Hugh Stevenson, a theological student from Ireland, was received by the New Castle Presbytery, May 11, 1726. He was licensed September 13, and employed in temporary supply of pulpits until 1728 when he was called to Snow Hill, Md. In 1733, while preaching in Virginia, he experienced treatment of which he made formal complaint to the Synod. The Synod sent a copy to the Church of Scotland with a request that that body use its influence with the British Government to lay "a restraint upon some gentlemen in said neighboring Province as may discourage them from hampering our missionaries by illegal persecutions." In 1739 or 1740 Stevenson opened a grammar school in Philadelphia. He was a teacher of high reputation, but in turning from ministerial work to education he discontinued ministerial labor and fell into some irregularities for which in 1741 he was suspended by the Synod. He died some time before May, 1744.
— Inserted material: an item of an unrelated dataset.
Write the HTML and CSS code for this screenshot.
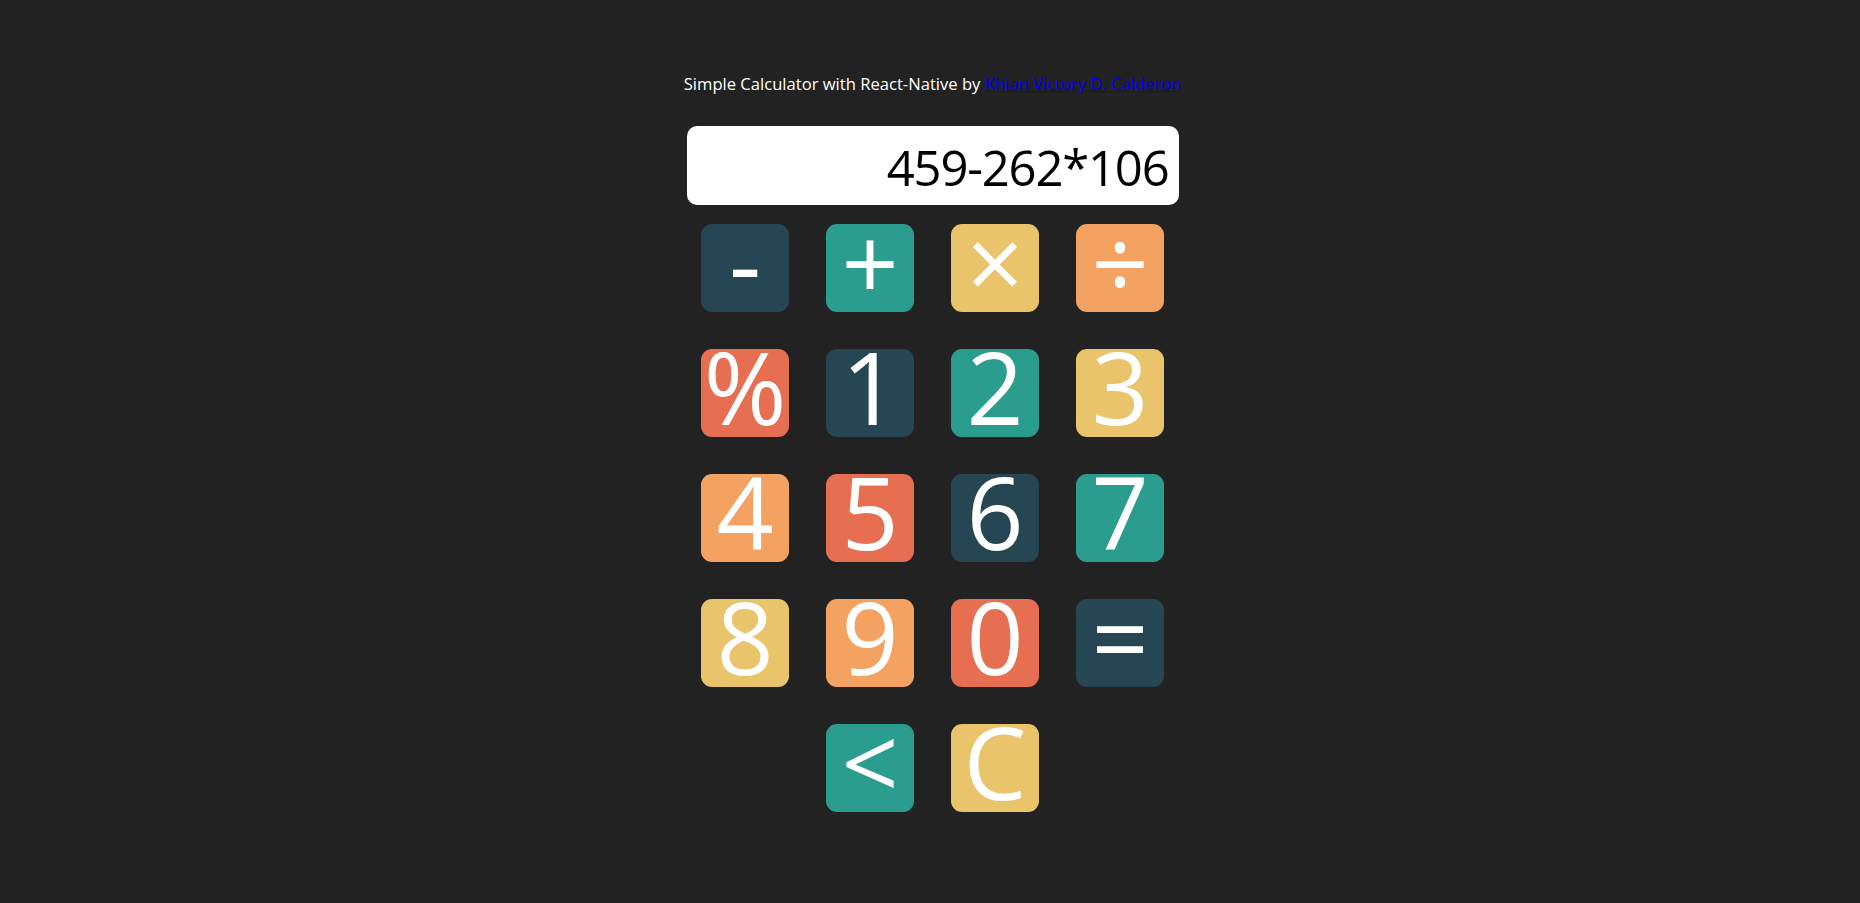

John Wilson, of whose antecedents nothing is recorded save that he was a minister from Ireland "coming providentially into these parts," was received by the Synod of Philadelphia in 1729. He preached at Lower Octorara and established himself in the favor of the congregation, but in January, 1730, the Presbytery of New Castle received a letter from Armagh Presbytery of such tenor that the Presbytery resolved not to employ him. He was then preaching at New Castle and the congregation stood by him. Robert Gordon, Judge of New Castle County Court, appealed to the Synod in Wilson's behalf, but the Synod upheld the Presbytery. Wilson soon after removed to Boston, and died there January 6, 1733, aged sixty-six. It is supposed that the Rev. John Wilson was his son, who was born in Ulster, and was ordained pastor of the Presbyterian Church in Chester, N. H., in 1734, and who died there, February 1, 1779, aged seventy-six.

Dr. Hodge writing in 1839 gives a list of the ministers who entered the Presbyterian Church from 1729 to 1741, but he states that the records are so imperfect that the list cannot be regarded as complete. He mentions thirty-eight and of these nineteen were from Ireland; the others so far as known being natives of America.